The Book of Greenspan

Alan Greenspan, the former Fed chairman, was the world’s most powerful government leader from 1987 until 2006. He was paid a reported $8.5 million advance for his forthcoming book, The Age of Turbulence: Adventures in a New World – the second highest advance ever for a non-fiction book (Bill Clinton got $10 million).

Normally, one wouldn’t expect to pay such a handsome fee for a straight-laced economist and dry government official, but Greenspan promised to deliver some “shocking surprises” in his 640-page memoir due out in September.

Sources who have been admitted to a closed interview with Greenspan explain his take on the global financial markets.

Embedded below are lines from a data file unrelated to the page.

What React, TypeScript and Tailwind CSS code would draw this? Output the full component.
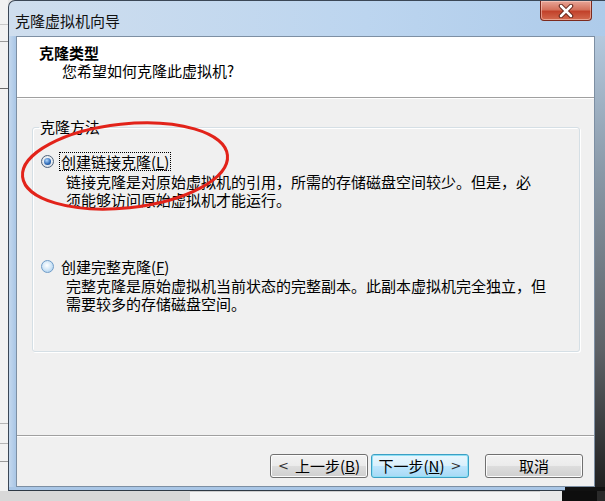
import React from "react";

function Radio({ checked }: { checked: boolean }) {
  return (
    <span
      className={
        "relative inline-flex w-[13px] h-[13px] shrink-0 items-center justify-center rounded-full border " +
        (checked
          ? "border-[#4e627a] bg-[radial-gradient(circle_at_50%_40%,#ffffff,#cfd8e2)]"
          : "border-[#6f9cc8] bg-[radial-gradient(circle_at_45%_40%,#ffffff_0%,#d6e9f8_45%,#9cc5ea_100%)]")
      }
    >
      {checked && (
        <span className="w-[7px] h-[7px] rounded-full bg-[radial-gradient(circle_at_40%_35%,#b0d8ff,#2a66b3_60%,#0f3c7a)]" />
      )}
    </span>
  );
}

function Button({ children, primary }: { children: React.ReactNode; primary?: boolean }) {
  return (
    <div
      className={
        "w-[98px] h-[24px] flex items-center justify-center rounded-[3px] border text-[15px] leading-[18px] " +
        (primary
          ? "border-[#3c9fc4] bg-[linear-gradient(to_bottom,#eaf6fd_0%,#d9f0fc_50%,#bee6fd_51%,#a7d9f5_100%)] shadow-[inset_0_0_0_1px_#8ee0f5]"
          : "border-[#707070] bg-[linear-gradient(to_bottom,#f2f2f2_0%,#ebebeb_50%,#dddddd_51%,#cfcfcf_100%)] shadow-[inset_0_0_0_1px_#fcfcfc]")
      }
    >
      {children}
    </div>
  );
}

export default function App() {
  return (
    <div className="relative w-[605px] h-[501px] overflow-hidden bg-[#e6e6e6] flex flex-col font-['Noto_Sans_CJK_SC','Noto_Sans',sans-serif] text-black">
      <div className="flex h-[491px]">
        {/* desktop strip at left */}
        <div className="w-[8px] flex flex-col bg-[#f2f2f2]">
          <div className="h-[24px]" />
          <div className="h-px bg-[#c9c9c9]" />
          <div className="h-[16px]" />
          <div className="h-px bg-[#9a9a9a]" />
          <div className="h-[46px]" />
          <div className="h-px bg-[#6a6a6a]" />
          <div className="h-[334px]" />
          <div className="h-px bg-[#b5b5b5]" />
          <div className="h-[19px]" />
          <div className="h-px bg-[#b5b5b5]" />
          <div className="h-[17px]" />
          <div className="h-px bg-[#9a9a9a]" />
        </div>

        {/* window */}
        <div className="flex-1 flex flex-col rounded-tl-[7px] border-l border-t border-[#3b4756] bg-[linear-gradient(to_right,#cfdeee,#bcd5ef_60%,#aecbea)]">
          {/* title bar */}
          <div className="h-[35px] flex items-start">
            <div className="pl-[6px] mt-[11px] text-[15px] leading-[18px] text-[#111]">克隆虚拟机向导</div>
            <div className="ml-auto mr-[13px] w-[52px] h-[20px] rounded-b-[4px] border border-t-0 border-[#7c2a1e] bg-[linear-gradient(to_bottom,#e8a597_0%,#d4725d_45%,#c2422b_55%,#d36a4f_100%)] shadow-[inset_0_0_0_1px_rgba(255,220,210,0.5)] flex items-center justify-center">
              <svg width="16" height="14" viewBox="0 0 16 14">
                <path d="M3 2 L13 12 M13 2 L3 12" stroke="#5a1d12" strokeWidth="4.5" strokeLinecap="round" />
                <path d="M3 2 L13 12 M13 2 L3 12" stroke="#ffffff" strokeWidth="2.6" strokeLinecap="round" />
              </svg>
            </div>
          </div>

          <div className="flex flex-1">
            <div className="w-[7px] bg-[linear-gradient(to_right,#c4d8ee,#a9c6e6)]" />

            {/* client */}
            <div className="w-[579px] flex flex-col border border-[#7d8fa3] bg-[#f0f0f0]">
              {/* header */}
              <div className="h-[61px] shrink-0 bg-white border-b border-[#a0a0a0] pt-[7px]">
                <div className="pl-[22px] text-[15px] leading-[18px] font-bold">克隆类型</div>
                <div className="pl-[45px] text-[15px] leading-[18px]">您希望如何克隆此虚拟机?</div>
              </div>

              {/* body */}
              <div className="flex-1 border-t border-white">
                <fieldset className="ml-[15px] mt-[19px] w-[548px] border border-[#d5dfe5] rounded-[3px] shadow-[1px_1px_0_#ffffff,inset_1px_1px_0_#ffffff] pb-[38px]">
                  <legend className="ml-[6px] px-[1px] text-[15px] leading-[18px]">克隆方法</legend>
                  <div className="flex items-center h-[20px] mt-[15px] pl-[8px]">
                    <Radio checked />
                    <span className="ml-[5px] px-[1px] border border-dotted border-black text-[15px] leading-[17px]">
                      创建链接克隆(<span className="underline">L</span>)
                    </span>
                  </div>
                  <div className="pl-[33px] mt-[2px] text-[15px] leading-[18px]">
                    <div>链接克隆是对原始虚拟机的引用，所需的存储磁盘空间较少。但是，必</div>
                    <div>须能够访问原始虚拟机才能运行。</div>
                  </div>
                  <div className="flex items-center h-[20px] mt-[47px] pl-[8px]">
                    <Radio checked={false} />
                    <span className="ml-[5px] px-[1px] border border-transparent text-[15px] leading-[17px]">
                      创建完整克隆(<span className="underline">F</span>)
                    </span>
                  </div>
                  <div className="pl-[33px] mt-[1px] text-[15px] leading-[18px]">
                    <div>完整克隆是原始虚拟机当前状态的完整副本。此副本虚拟机完全独立，但</div>
                    <div>需要较多的存储磁盘空间。</div>
                  </div>
                </fieldset>
              </div>

              {/* footer */}
              <div className="h-[51px] shrink-0 border-t border-[#a0a0a0] shadow-[inset_0_1px_0_#ffffff] flex items-start justify-end pt-[18px] pr-[11px]">
                <div className="flex">
                  <Button>
                    <span className="mr-[6px] font-['DejaVu_Sans',sans-serif] text-[13px] text-[#333]">&lt;</span>
                    上一步(<span className="underline">B</span>)
                  </Button>
                  <div className="w-[3px]" />
                  <Button primary>
                    下一步(<span className="underline">N</span>)
                    <span className="ml-[6px] font-['DejaVu_Sans',sans-serif] text-[13px] text-[#333]">&gt;</span>
                  </Button>
                  <div className="w-[16px]" />
                  <Button>取消</Button>
                </div>
              </div>
            </div>

            {/* right frame */}
            <div className="flex-1 bg-[linear-gradient(to_bottom,#b4c9de_0%,#8a99a8_30%,#5d6166_70%,#202020_100%)]" />
          </div>

          {/* bottom frame */}
          <div className="h-[4px] flex">
            <div className="flex-1 bg-[#a9c6e6] border-b border-[#2f3a45]" />
            <div className="w-[40px] bg-[#111]" />
          </div>
        </div>
      </div>

      {/* desktop strip at bottom */}
      <div className="flex-1 flex">
        <div className="w-[190px] bg-[#d8d8d8]" />
        <div className="w-[350px] bg-[#f4f4f4] border-t border-[#cfcfcf]" />
        <div className="w-[22px] bg-[#e8e8e8]" />
        <div className="w-[35px] bg-[#0e0e0e]" />
        <div className="flex-1 bg-[#2a2a2a]" />
      </div>

      {/* red annotation ellipse */}
      <svg className="absolute left-0 top-0 pointer-events-none" width="605" height="501">
        <ellipse
          cx="125"
          cy="166"
          rx="103"
          ry="42"
          transform="rotate(-6 125 166)"
          fill="none"
          stroke="#e2231a"
          strokeWidth="3"
        />
      </svg>
    </div>
  );
}
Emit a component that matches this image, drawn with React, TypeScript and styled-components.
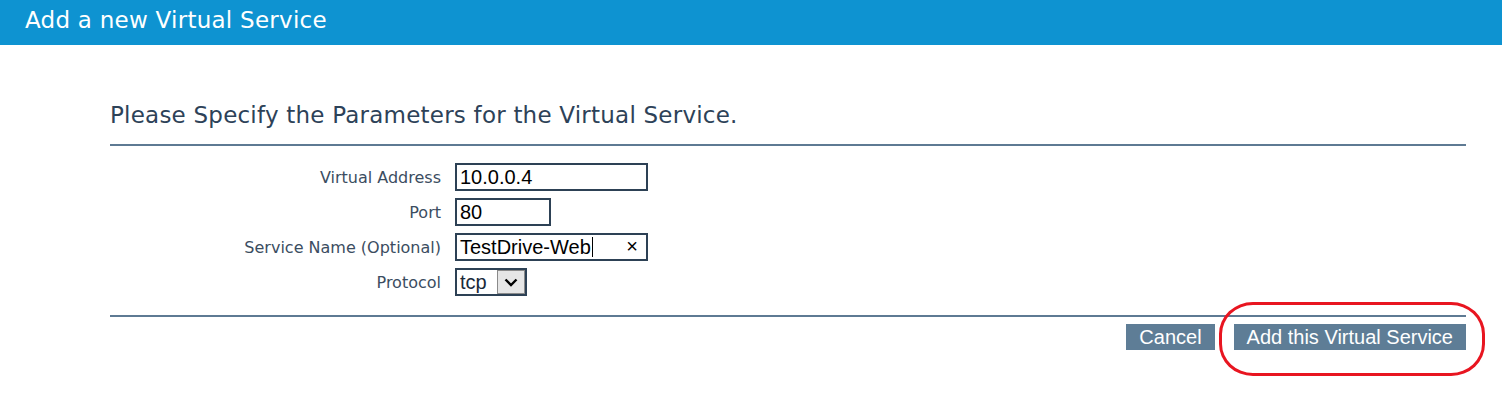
import React from "react";
import styled, { createGlobalStyle } from "styled-components";

const Global = createGlobalStyle`
  html, body { margin: 0; padding: 0; background: #ffffff; }
  body { font-family: "DejaVu Sans", "Noto Sans", sans-serif; }
`;

const Page = styled.div`
  min-height: 409px;
`;

const Header = styled.header`
  height: 45px;
  background: #0e93d1;
  display: flex;
  align-items: center;
  padding-left: 25px;
`;

const HeaderTitle = styled.h1`
  margin: 0;
  color: #ffffff;
  font-family: "DejaVu Sans", sans-serif;
  font-weight: 400;
  font-size: 23px;
  letter-spacing: 0.25px;
  line-height: 1;
  padding-bottom: 4px;
`;

const Main = styled.main`
  margin: 0 36px 0 110px;
`;

const Heading = styled.h2`
  margin: 0;
  padding-top: 55px;
  height: 44px;
  color: #2d4258;
  font-family: "DejaVu Sans", sans-serif;
  font-weight: 400;
  font-size: 23px;
  letter-spacing: 0.22px;
  line-height: 30px;
`;

const Rule = styled.hr`
  margin: 0;
  border: 0;
  height: 2px;
  background: #5e7a93;
`;

const Form = styled.div`
  display: grid;
  grid-template-columns: 331px auto;
  grid-auto-rows: 28px;
  column-gap: 14px;
  row-gap: 7px;
  padding: 17px 0 19px;
  align-items: center;
`;

const Label = styled.label`
  text-align: right;
  color: #3b4d61;
  font-family: "DejaVu Sans", sans-serif;
  font-size: 16px;
  line-height: 26px;
  padding-top: 2px;
`;

const Field = styled.div<{ $w: number }>`
  box-sizing: border-box;
  width: ${(p) => p.$w}px;
  height: 28px;
  border: 2px solid #2d4155;
  background: #fff;
  display: flex;
  align-items: center;
  padding-left: 3px;
  font-family: "Liberation Sans", Arial, sans-serif;
  font-size: 20px;
  color: #000;
  position: relative;
`;

const Caret = styled.span`
  display: inline-block;
  width: 1px;
  height: 20px;
  background: #000;
  margin-left: 1px;
`;

const Clear = styled.span`
  position: absolute;
  right: 8px;
  top: 50%;
  transform: translateY(-52%);
  font-size: 20px;
  color: #000;
`;

const SelectBox = styled.div`
  box-sizing: border-box;
  width: 72px;
  height: 28px;
  border: 2px solid #2d4155;
  background: #fff;
  display: flex;
  align-items: stretch;
  font-family: "Liberation Sans", Arial, sans-serif;
  font-size: 20px;
  color: #1a2a3a;
`;

const SelectText = styled.span`
  flex: 1;
  padding-left: 3px;
  display: flex;
  align-items: center;
`;

const SelectArrow = styled.span`
  width: 28px;
  box-sizing: border-box;
  background: #e6e6e6;
  border: 1px solid #8a8a8a;
  display: flex;
  align-items: center;
  justify-content: center;
`;

const Actions = styled.div`
  display: flex;
  justify-content: flex-end;
  gap: 19px;
  padding-top: 7px;
`;

const Emphasis = styled.span`
  position: relative;
  display: inline-flex;
`;

const Button = styled.button`
  height: 26px;
  border: 0;
  background: #5e7d96;
  color: #ffffff;
  font-family: "Liberation Sans", Arial, sans-serif;
  font-size: 20px;
  padding: 0 13px;
  line-height: 26px;
  cursor: pointer;
`;

const Highlight = styled.div`
  position: absolute;
  left: -15px;
  top: -22px;
  width: 266px;
  height: 74px;
  box-sizing: border-box;
  border: 3px solid #e81520;
  border-radius: 34px / 32px;
  pointer-events: none;
`;

export default function App() {
  return (
    <Page>
      <Global />
      <Header>
        <HeaderTitle>Add a new Virtual Service</HeaderTitle>
      </Header>
      <Main>
        <Heading>Please Specify the Parameters for the Virtual Service.</Heading>
        <Rule />
        <Form>
          <Label>Virtual Address</Label>
          <Field $w={193}>10.0.0.4</Field>
          <Label>Port</Label>
          <Field $w={96}>80</Field>
          <Label>Service Name (Optional)</Label>
          <Field $w={193}>
            TestDrive-Web
            <Caret />
            <Clear>×</Clear>
          </Field>
          <Label>Protocol</Label>
          <SelectBox>
            <SelectText>tcp</SelectText>
            <SelectArrow>
              <svg width="14" height="9" viewBox="0 0 14 9">
                <path d="M1.5 1.5 L7 7 L12.5 1.5" fill="none" stroke="#000" strokeWidth="2.4" />
              </svg>
            </SelectArrow>
          </SelectBox>
        </Form>
        <Rule />
        <Actions>
          <Button>Cancel</Button>
          <Emphasis>
            <Button>Add this Virtual Service</Button>
            <Highlight />
          </Emphasis>
        </Actions>
      </Main>
    </Page>
  );
}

He was fearful after the Stock Market Crash in October 1987. “We were on the edge of a world-wide financial collapse,” he said. It was “scary.”

Similarly, in 2001 after the terrorist attacks on New York and Washington, Greenspan again categorized the scenario as “scary” injecting over $40 Billion dollars of new liquidity, as well as slashing interest rates to a mere 1%.

Greenspan is apparently deeply worried about another case of “irrational exuberance” in the financial markets. “The biggest surprise to me is that real interest rates all over the world are at near historical lows!” he quoted in warning. He reiterated how all crises’ are “unpredictable”. The October 1987 crash, the 1997 Asian currency crisis, the 2001 terrorist attacks – they all were like “black swans,” to use Nassim Taleb’s term for unforeseeable events. Greenspan’s conclusion: “Because we cannot forecast these events, we must be prepared to deal with them when they occur.”

What should you do to get prepared? Mark Skousan tells us, “If you are currently invested in stocks (something we advise not to commence at the moment) use protective stops to get you out in times of a stock market collapse. Buy gold and silver coins for survival protection and keep a large position in cash. If Alan Greenspan and his successor Ben Bernanke are preparing for future “black swans,” maybe you should too”.